(WHAT THIS TASK INVOLVES):
Wherever "components" appears in a line, copy that line.

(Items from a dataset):
******

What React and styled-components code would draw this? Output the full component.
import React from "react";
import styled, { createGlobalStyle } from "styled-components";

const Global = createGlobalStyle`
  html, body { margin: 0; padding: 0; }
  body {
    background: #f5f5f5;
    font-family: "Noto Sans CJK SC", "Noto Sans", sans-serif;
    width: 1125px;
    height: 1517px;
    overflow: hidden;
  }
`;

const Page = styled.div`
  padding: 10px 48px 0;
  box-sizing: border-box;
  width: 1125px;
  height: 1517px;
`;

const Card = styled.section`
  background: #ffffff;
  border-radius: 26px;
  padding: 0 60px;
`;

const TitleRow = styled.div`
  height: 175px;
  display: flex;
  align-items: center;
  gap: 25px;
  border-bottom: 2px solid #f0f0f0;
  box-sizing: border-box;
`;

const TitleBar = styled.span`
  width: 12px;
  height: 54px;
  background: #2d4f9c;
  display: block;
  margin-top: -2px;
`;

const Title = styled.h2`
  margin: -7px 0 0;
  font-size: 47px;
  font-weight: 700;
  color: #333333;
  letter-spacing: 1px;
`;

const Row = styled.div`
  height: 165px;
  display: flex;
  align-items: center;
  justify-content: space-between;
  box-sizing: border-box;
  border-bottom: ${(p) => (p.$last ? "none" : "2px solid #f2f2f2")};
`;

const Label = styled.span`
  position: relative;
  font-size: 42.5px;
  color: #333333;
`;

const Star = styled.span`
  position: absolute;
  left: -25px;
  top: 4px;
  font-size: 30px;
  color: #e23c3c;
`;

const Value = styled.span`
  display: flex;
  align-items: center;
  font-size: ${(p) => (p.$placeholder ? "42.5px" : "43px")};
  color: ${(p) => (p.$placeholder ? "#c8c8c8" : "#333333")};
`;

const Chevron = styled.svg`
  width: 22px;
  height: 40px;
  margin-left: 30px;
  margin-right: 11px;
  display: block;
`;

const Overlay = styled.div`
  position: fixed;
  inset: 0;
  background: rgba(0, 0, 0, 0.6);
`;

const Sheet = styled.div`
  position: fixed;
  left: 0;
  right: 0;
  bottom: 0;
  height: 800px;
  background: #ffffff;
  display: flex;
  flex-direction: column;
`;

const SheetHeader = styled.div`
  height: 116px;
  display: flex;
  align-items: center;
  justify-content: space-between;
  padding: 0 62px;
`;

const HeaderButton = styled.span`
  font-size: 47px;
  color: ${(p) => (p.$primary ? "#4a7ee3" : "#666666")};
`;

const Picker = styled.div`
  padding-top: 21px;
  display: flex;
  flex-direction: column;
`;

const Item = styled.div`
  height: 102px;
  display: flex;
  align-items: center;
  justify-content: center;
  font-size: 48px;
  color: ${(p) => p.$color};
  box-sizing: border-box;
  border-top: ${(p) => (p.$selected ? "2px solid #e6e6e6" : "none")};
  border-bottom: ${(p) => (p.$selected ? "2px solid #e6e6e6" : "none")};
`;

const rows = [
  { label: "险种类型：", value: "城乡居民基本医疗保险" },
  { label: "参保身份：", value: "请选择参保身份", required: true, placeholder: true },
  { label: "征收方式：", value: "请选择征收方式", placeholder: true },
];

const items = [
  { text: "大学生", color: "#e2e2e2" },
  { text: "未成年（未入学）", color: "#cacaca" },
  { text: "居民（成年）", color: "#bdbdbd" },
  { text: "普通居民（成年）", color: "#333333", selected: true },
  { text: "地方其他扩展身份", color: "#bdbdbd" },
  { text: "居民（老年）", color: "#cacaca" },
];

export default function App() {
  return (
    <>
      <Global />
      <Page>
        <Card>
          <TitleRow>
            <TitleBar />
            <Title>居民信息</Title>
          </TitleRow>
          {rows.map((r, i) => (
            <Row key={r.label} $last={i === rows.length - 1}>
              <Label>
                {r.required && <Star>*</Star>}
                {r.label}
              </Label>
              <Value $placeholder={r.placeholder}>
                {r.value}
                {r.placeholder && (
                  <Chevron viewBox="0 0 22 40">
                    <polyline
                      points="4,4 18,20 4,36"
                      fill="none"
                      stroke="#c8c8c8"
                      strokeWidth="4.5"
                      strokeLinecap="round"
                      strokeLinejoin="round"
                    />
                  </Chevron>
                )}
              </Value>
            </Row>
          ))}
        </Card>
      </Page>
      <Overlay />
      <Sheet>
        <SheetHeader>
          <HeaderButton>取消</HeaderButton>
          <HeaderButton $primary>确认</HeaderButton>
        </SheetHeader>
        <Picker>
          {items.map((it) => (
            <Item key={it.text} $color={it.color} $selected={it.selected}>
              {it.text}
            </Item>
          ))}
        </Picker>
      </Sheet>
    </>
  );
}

******

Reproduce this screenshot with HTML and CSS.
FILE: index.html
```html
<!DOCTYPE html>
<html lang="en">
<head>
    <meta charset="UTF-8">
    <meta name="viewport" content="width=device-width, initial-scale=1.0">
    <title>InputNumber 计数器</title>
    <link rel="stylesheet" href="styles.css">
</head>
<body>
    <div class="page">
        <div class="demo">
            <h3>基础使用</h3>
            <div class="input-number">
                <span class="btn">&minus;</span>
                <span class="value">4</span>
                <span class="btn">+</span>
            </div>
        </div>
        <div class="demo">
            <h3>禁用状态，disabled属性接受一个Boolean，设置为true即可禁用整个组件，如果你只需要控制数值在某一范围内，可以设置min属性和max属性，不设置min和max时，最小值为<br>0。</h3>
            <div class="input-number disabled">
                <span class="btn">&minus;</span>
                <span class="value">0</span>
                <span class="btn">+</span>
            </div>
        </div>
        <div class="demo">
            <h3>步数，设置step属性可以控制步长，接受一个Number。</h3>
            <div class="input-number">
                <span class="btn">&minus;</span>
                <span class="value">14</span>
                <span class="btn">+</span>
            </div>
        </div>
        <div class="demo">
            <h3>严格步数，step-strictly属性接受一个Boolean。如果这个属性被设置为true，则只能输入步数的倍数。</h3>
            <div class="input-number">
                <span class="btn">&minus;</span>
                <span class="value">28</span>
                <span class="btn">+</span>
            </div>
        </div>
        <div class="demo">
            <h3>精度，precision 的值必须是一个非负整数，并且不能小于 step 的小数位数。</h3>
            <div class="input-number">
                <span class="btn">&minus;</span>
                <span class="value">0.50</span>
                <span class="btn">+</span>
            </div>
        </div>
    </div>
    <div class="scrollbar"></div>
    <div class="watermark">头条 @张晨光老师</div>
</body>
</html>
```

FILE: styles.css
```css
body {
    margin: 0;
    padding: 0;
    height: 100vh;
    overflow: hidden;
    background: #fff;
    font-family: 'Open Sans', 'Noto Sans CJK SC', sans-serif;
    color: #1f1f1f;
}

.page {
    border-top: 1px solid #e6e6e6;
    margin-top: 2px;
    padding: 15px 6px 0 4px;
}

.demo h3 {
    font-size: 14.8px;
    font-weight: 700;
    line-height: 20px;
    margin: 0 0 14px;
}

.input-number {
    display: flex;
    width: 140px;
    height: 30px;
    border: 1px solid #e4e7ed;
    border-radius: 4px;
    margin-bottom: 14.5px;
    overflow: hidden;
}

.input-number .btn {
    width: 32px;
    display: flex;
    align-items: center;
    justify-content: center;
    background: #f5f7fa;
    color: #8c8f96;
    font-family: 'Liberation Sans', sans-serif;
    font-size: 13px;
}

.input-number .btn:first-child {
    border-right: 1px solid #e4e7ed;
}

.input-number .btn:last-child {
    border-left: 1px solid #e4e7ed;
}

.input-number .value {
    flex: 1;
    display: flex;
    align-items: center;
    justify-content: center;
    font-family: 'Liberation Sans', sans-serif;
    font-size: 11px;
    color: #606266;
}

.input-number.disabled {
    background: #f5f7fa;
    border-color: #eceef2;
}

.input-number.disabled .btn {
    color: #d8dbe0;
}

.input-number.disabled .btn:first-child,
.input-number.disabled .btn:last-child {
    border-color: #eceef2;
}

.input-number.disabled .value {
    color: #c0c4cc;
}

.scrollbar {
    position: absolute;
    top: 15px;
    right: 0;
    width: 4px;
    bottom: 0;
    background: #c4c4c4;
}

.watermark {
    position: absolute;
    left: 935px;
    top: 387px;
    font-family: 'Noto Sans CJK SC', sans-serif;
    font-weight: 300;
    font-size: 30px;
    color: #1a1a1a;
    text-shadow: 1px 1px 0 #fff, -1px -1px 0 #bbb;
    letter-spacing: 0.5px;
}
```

******

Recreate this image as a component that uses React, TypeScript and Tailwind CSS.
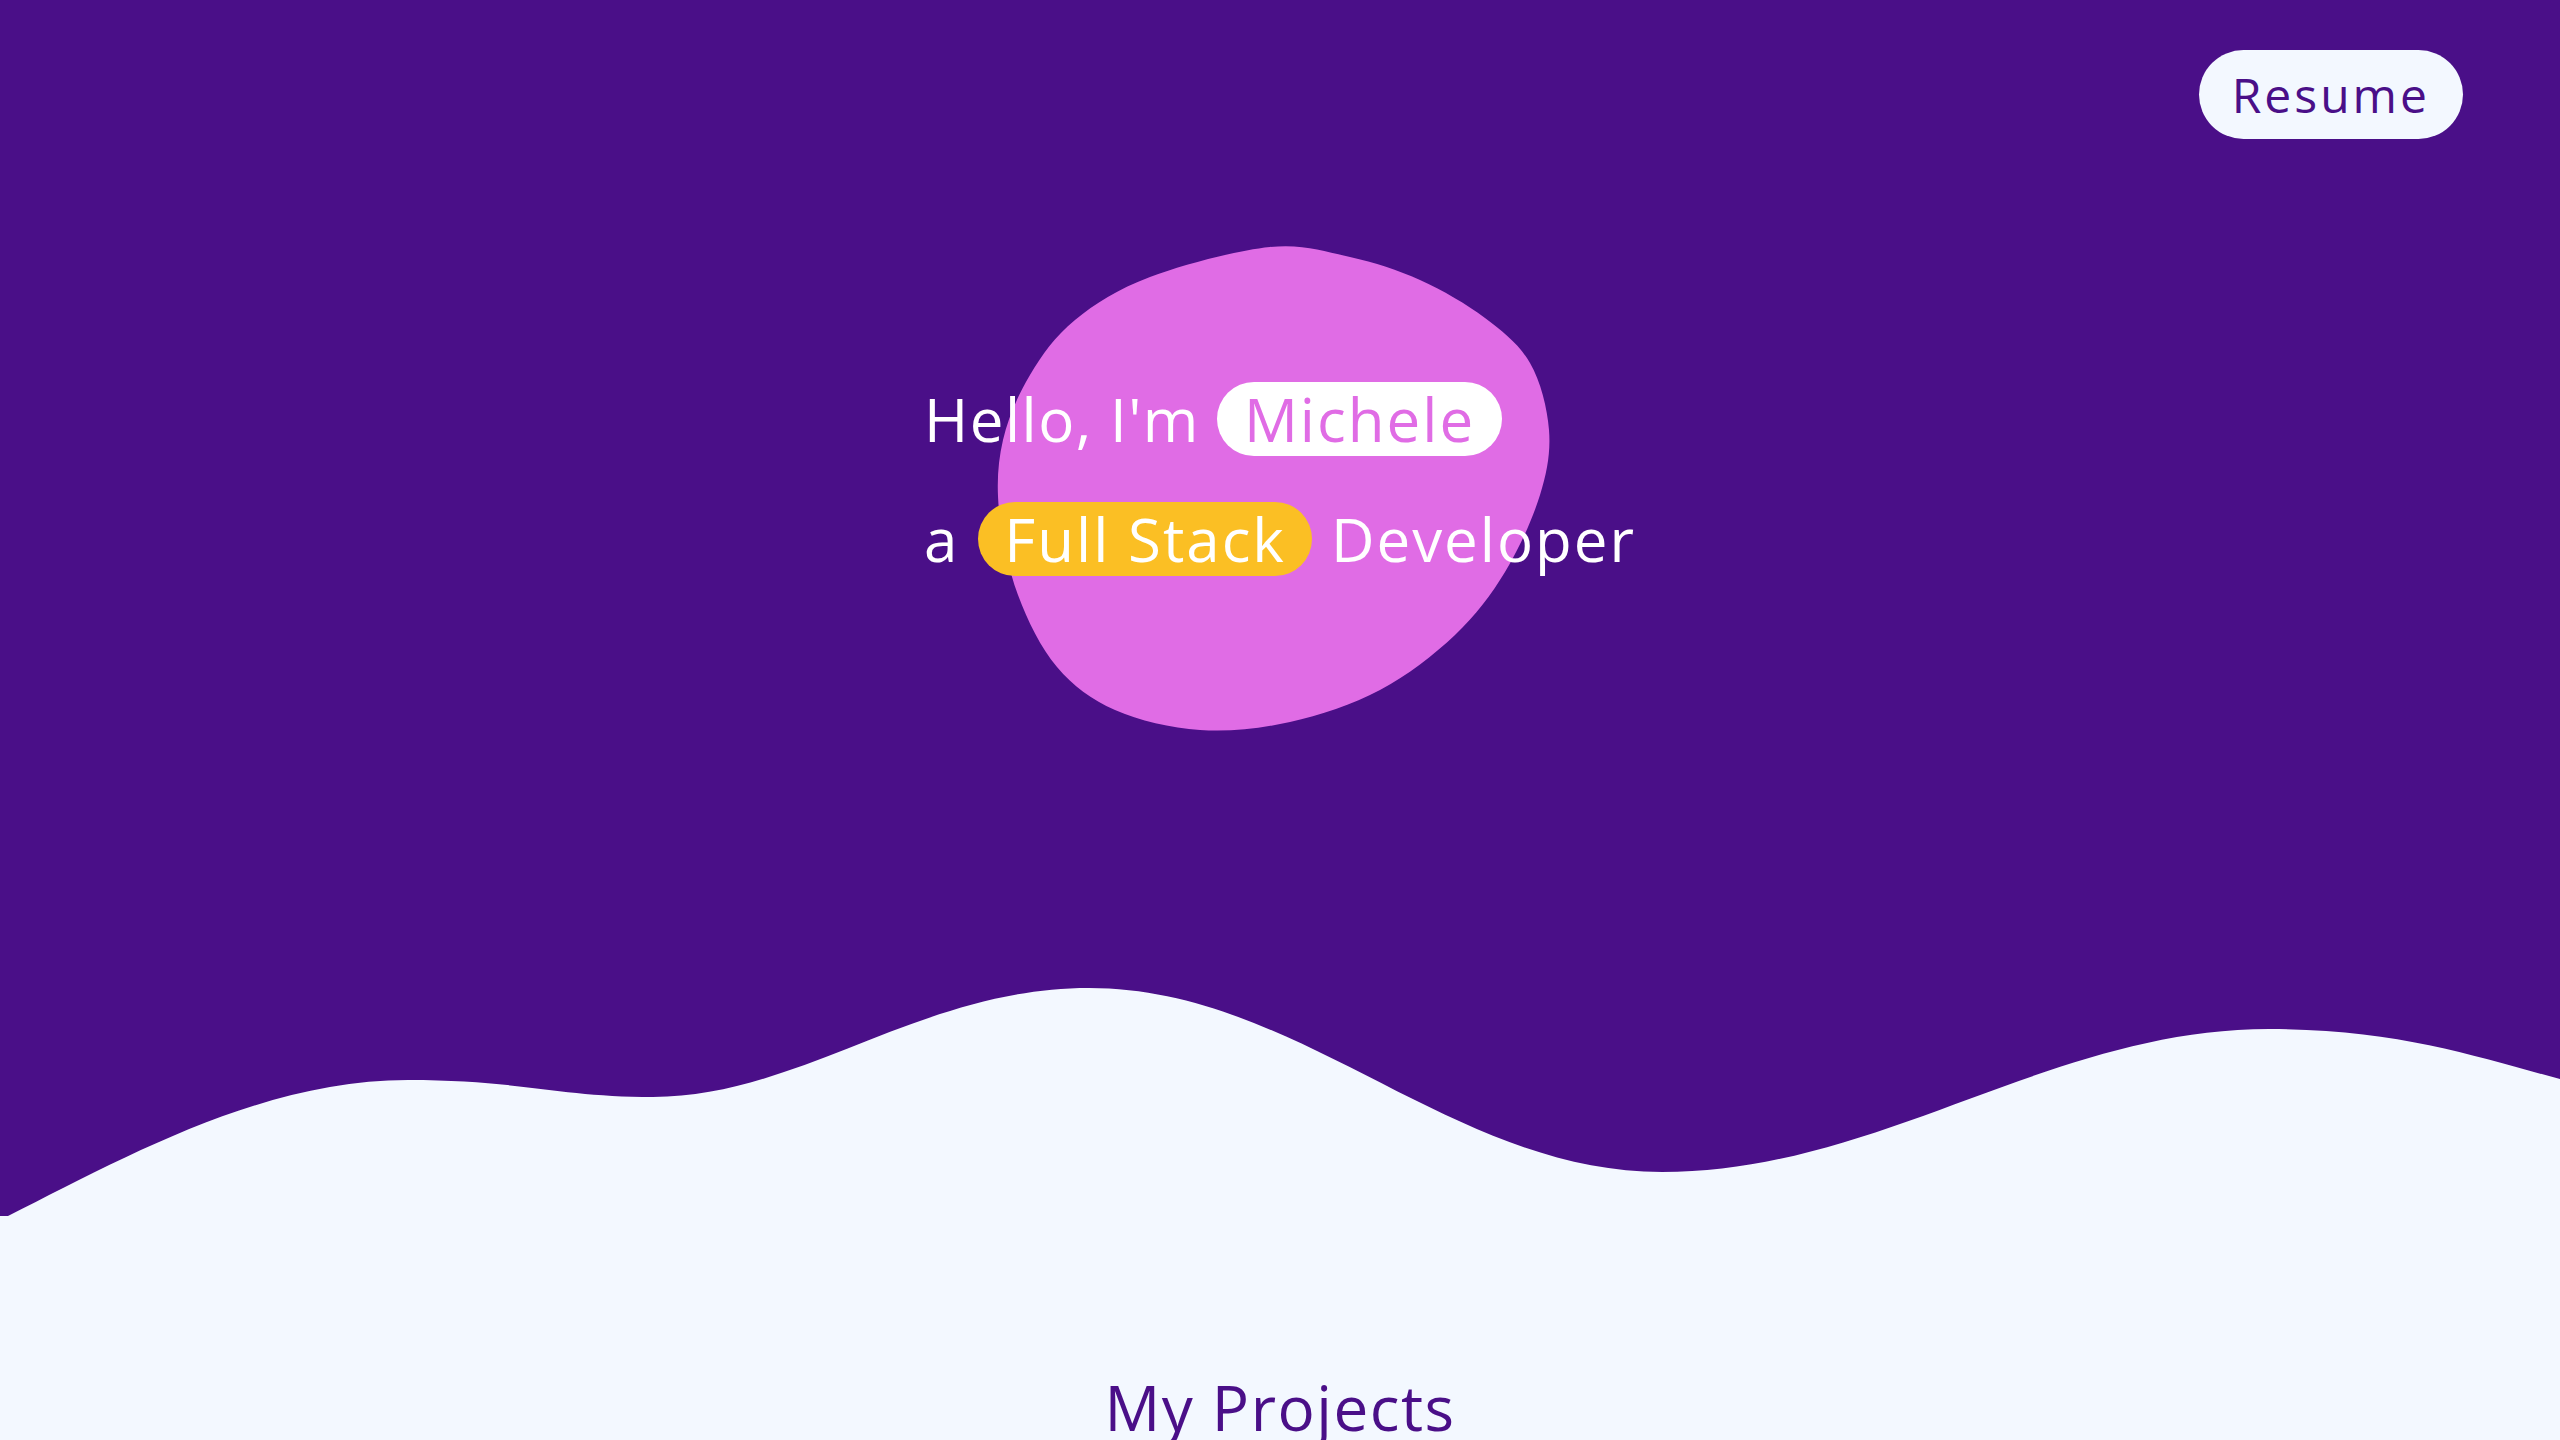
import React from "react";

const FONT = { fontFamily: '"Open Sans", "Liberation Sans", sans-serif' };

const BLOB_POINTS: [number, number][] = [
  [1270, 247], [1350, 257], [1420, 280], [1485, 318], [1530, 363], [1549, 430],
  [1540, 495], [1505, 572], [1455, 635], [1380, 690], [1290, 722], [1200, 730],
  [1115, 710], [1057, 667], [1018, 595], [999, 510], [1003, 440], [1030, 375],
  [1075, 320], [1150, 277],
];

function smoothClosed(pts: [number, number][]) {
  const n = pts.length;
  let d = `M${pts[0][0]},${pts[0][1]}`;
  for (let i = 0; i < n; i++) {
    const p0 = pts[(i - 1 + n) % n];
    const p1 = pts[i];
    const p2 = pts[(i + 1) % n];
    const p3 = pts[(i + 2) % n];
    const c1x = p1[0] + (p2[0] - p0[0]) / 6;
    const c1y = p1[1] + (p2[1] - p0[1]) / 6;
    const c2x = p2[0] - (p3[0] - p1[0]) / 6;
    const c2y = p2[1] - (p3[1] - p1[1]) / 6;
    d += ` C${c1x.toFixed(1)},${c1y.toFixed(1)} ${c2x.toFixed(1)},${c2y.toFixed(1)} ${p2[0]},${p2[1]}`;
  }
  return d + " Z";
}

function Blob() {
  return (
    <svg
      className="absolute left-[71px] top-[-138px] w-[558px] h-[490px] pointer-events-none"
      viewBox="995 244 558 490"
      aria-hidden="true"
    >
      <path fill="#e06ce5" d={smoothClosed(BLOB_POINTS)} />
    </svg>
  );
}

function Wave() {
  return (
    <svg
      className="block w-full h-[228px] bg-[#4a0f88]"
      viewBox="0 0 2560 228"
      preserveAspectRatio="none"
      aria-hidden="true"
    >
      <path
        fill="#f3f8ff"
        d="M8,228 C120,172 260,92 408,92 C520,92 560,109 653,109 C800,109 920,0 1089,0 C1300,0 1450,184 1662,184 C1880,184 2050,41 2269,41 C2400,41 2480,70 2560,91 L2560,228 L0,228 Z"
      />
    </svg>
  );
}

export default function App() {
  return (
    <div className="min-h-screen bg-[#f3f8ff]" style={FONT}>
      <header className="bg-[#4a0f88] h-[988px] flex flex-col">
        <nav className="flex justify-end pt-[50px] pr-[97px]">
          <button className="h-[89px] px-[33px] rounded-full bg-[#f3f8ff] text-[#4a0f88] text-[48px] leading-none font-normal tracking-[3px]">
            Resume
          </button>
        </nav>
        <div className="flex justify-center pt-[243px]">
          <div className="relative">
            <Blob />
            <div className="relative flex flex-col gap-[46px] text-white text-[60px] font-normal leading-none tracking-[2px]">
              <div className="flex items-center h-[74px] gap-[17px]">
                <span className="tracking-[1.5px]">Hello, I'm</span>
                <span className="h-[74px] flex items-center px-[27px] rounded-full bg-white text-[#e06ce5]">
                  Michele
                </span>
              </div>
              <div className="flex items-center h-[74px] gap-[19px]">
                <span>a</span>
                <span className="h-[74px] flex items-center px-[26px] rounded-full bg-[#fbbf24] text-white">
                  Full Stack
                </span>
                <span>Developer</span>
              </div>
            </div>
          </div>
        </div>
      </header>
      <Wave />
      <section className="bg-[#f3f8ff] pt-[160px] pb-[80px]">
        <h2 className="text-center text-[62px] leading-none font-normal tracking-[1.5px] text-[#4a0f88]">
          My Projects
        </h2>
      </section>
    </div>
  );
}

******

(ANSWER TO THE PROBLEM):
What React and styled-components code would draw this? Output the full component.
import styled, { createGlobalStyle } from "styled-components";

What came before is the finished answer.